Senior Noah Onyewu said that for him, a takeaway from the Mass was “you have to have confidence in your abilities to grow your talents and grow as a person, and use them (your talents) to help the world.”
Izzy Magyar, the student who had offered remarks before the Mass, said she appreciated the cardinal encouraging them to draw upon their talents and to give back to the community. The opening school Mass, she said, helped underscore that “we’re all here for one another.”
Several of those Good Counsel seniors reflected on the Xaverian value of trust that was emphasized at the Mass as that year’s guiding principle for their school, and was the word etched into leather on the center of the bracelets that they wore.
Jordan Hardie noted, “It is so important to have trust in one another and in God as you’re going through life.”

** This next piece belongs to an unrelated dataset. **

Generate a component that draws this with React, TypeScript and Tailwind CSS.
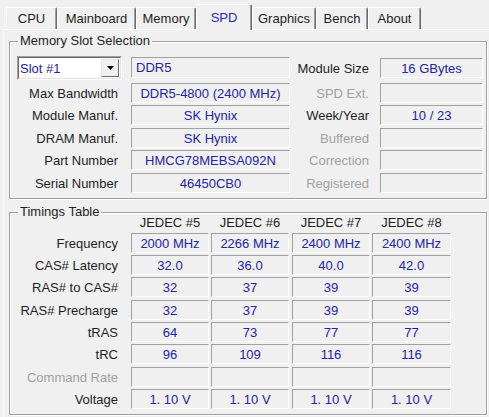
import React from 'react';
import clsx from 'clsx';

const tabs = [
  { label: 'CPU', w: 'w-[51px]' },
  { label: 'Mainboard', w: 'w-[79px]' },
  { label: 'Memory', w: 'w-[60px]' },
  { label: 'SPD', w: 'w-[56px]', active: true },
  { label: 'Graphics', w: 'w-[64px]' },
  { label: 'Bench', w: 'w-[52px]' },
  { label: 'About', w: 'w-[53px]' },
];

const slotRows = [
  { label: 'Max Bandwidth', value: 'DDR5-4800 (2400 MHz)', right: 'SPD Ext.', rightValue: '', dim: true, h: 'h-[22px]' },
  { label: 'Module Manuf.', value: 'SK Hynix', right: 'Week/Year', rightValue: '10 / 23', dim: false, h: 'h-[23px]' },
  { label: 'DRAM Manuf.', value: 'SK Hynix', right: 'Buffered', rightValue: '', dim: true, h: 'h-[22px]' },
  { label: 'Part Number', value: 'HMCG78MEBSA092N', right: 'Correction', rightValue: '', dim: true, h: 'h-[23px]' },
  { label: 'Serial Number', value: '46450CB0', right: 'Registered', rightValue: '', dim: true, h: 'h-[20px]' },
];

const cols = [
  { ml: 'ml-[13px]', w: 'w-[78px]', head: 'JEDEC #5' },
  { ml: 'ml-[2px]', w: 'w-[78px]', head: 'JEDEC #6' },
  { ml: 'ml-[3px]', w: 'w-[78px]', head: 'JEDEC #7' },
  { ml: 'ml-[2px]', w: 'w-[79px]', head: 'JEDEC #8' },
];

const timings = [
  { label: 'Frequency', vals: ['2000 MHz', '2266 MHz', '2400 MHz', '2400 MHz'], h: 'h-[22px]' },
  { label: 'CAS# Latency', vals: ['32.0', '36.0', '40.0', '42.0'], h: 'h-[22px]' },
  { label: 'RAS# to CAS#', vals: ['32', '37', '39', '39'], h: 'h-[23px]' },
  { label: 'RAS# Precharge', vals: ['32', '37', '39', '39'], h: 'h-[22px]' },
  { label: 'tRAS', vals: ['64', '73', '77', '77'], h: 'h-[22px]' },
  { label: 'tRC', vals: ['96', '109', '116', '116'], h: 'h-[23px]' },
  { label: 'Command Rate', vals: ['', '', '', ''], h: 'h-[22px]', dim: true },
  { label: 'Voltage', vals: ['1. 10 V', '1. 10 V', '1. 10 V', '1. 10 V'], h: 'h-[20px]' },
];

const Box: React.FC<{ className?: string; left?: boolean; children?: React.ReactNode }> = ({ className, left, children }) => (
  <div
    className={clsx(
      'flex items-center shrink-0 whitespace-nowrap border border-t-[#a0a0a0] border-l-[#a0a0a0] border-r-white border-b-white text-[#2323a8]',
      left ? 'pl-[4px]' : 'justify-center',
      className,
    )}
  >
    {children}
  </div>
);

const groupCls =
  'flex flex-col ml-[5px] w-[478px] border border-[#a0a0a0] shadow-[inset_1px_1px_0_#fff,1px_1px_0_#fff]';
const legendCls = 'ml-[8px] px-[2px] bg-[#f0f0f0] leading-[16px]';

export default function App() {
  return (
    <div className="w-[489px] h-[417px] overflow-hidden bg-[#f0f0f0] text-[13px] leading-none text-[#1e1e1e] font-['Liberation_Sans',Arial,sans-serif]">
      {/* tab strip */}
      <div className="flex items-end h-[29px] pl-[6px]">
        {tabs.map((t) =>
          t.active ? (
            <div
              key={t.label}
              className={clsx(
                t.w,
                'relative z-10 -mb-px h-[26px] flex items-center justify-center pb-[1px] bg-[#f0f0f0] border-t border-l border-r border-t-white border-l-white border-r-[#696969] shadow-[inset_-1px_0_0_#a0a0a0] rounded-t-[2px] text-[#2a2ab8]',
              )}
            >
              {t.label}
            </div>
          ) : (
            <div
              key={t.label}
              className={clsx(
                t.w,
                'h-[22px] flex items-center justify-center border-t border-l border-r border-t-white border-l-white border-r-[#696969] shadow-[inset_-1px_0_0_#a0a0a0] rounded-t-[2px]',
              )}
            >
              {t.label}
            </div>
          ),
        )}
      </div>

      {/* tab page */}
      <div className="ml-[3px] h-[388px] border-t border-l border-white">
        <fieldset className={clsx(groupCls, 'mt-[3px] h-[166px] pt-[7px]')}>
          <legend className={legendCls}>Memory Slot Selection</legend>

          <div className="flex items-start h-[27px]">
            <div className="ml-[7px] w-[105px] h-[24px] flex border border-t-[#a0a0a0] border-l-[#a0a0a0] border-r-white border-b-white">
              <div className="flex flex-1 p-[1px] border border-t-[#696969] border-l-[#696969] border-r-[#e3e3e3] border-b-[#e3e3e3] bg-white">
                <span className="flex-1 flex items-center text-[#2323a8]">Slot #1</span>
                <div className="w-[18px] flex items-center justify-center bg-[#f0f0f0] border border-t-[#e3e3e3] border-l-[#e3e3e3] border-r-[#696969] border-b-[#696969]">
                  <svg width="7" height="4" viewBox="0 0 7 4">
                    <polygon points="0,0 7,0 3.5,4" fill="#000" />
                  </svg>
                </div>
              </div>
            </div>
            <Box left className="ml-[9px] mt-[1px] w-[159px] h-[21px]">DDR5</Box>
            <div className="w-[79px] h-[21px] mt-[2px] flex items-center justify-end">Module Size</div>
            <Box className="ml-[11px] mt-[2px] w-[103px] h-[20px]">16 GBytes</Box>
          </div>

          {slotRows.map((r) => (
            <div key={r.label} className={clsx('flex items-start', r.h)}>
              <div className="w-[108px] h-[20px] flex items-center justify-end">{r.label}</div>
              <Box className="ml-[13px] w-[159px] h-[20px]">{r.value}</Box>
              <div className={clsx('w-[79px] h-[20px] flex items-center justify-end', r.dim && 'text-[#a0a0a0]')}>
                {r.right}
              </div>
              <Box className="ml-[11px] w-[103px] h-[20px]">{r.rightValue}</Box>
            </div>
          ))}
        </fieldset>

        <fieldset className={clsx(groupCls, 'mt-[5px] h-[211px]')}>
          <legend className={legendCls}>Timings Table</legend>

          <div className="flex items-center -mt-[8px] h-[21px]">
            <div className="w-[108px]" />
            {cols.map((c) => (
              <div key={c.head} className={clsx(c.ml, c.w, 'text-center')}>
                {c.head}
              </div>
            ))}
          </div>

          {timings.map((r) => (
            <div key={r.label} className={clsx('flex items-start', r.h)}>
              <div className={clsx('w-[108px] h-[20px] flex items-center justify-end', r.dim && 'text-[#a0a0a0]')}>
                {r.label}
              </div>
              {cols.map((c, i) => (
                <Box key={c.head} className={clsx(c.ml, c.w, 'h-[20px]')}>
                  {r.vals[i]}
                </Box>
              ))}
            </div>
          ))}
        </fieldset>
      </div>
    </div>
  );
}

That point was echoed by Gabrielle Grayton, who said, “Putting faith in others and also putting trust in God is very important and serves as a lesson for me. It inspires me to carry out that value.”
Their classmate Sandyn Solozano added, “I’m excited trust is our value this year. I want to prioritize that, putting my trust in God and fulfilling that every day as a senior.”
After the Mass ended, Good Counsel’s seniors, juniors, sophomores and freshmen dispersed to their classes, returning to their academic work. Before the Mass started, Steven Strazza, who teaches computer science there, told the Catholic Standard that he will be teaching two new courses there this year, a class this fall on video game design, and a class in the spring on cyber security. A goal he has for students, he said, is that they “come out of my classroom knowing something they didn’t know when they walked in.”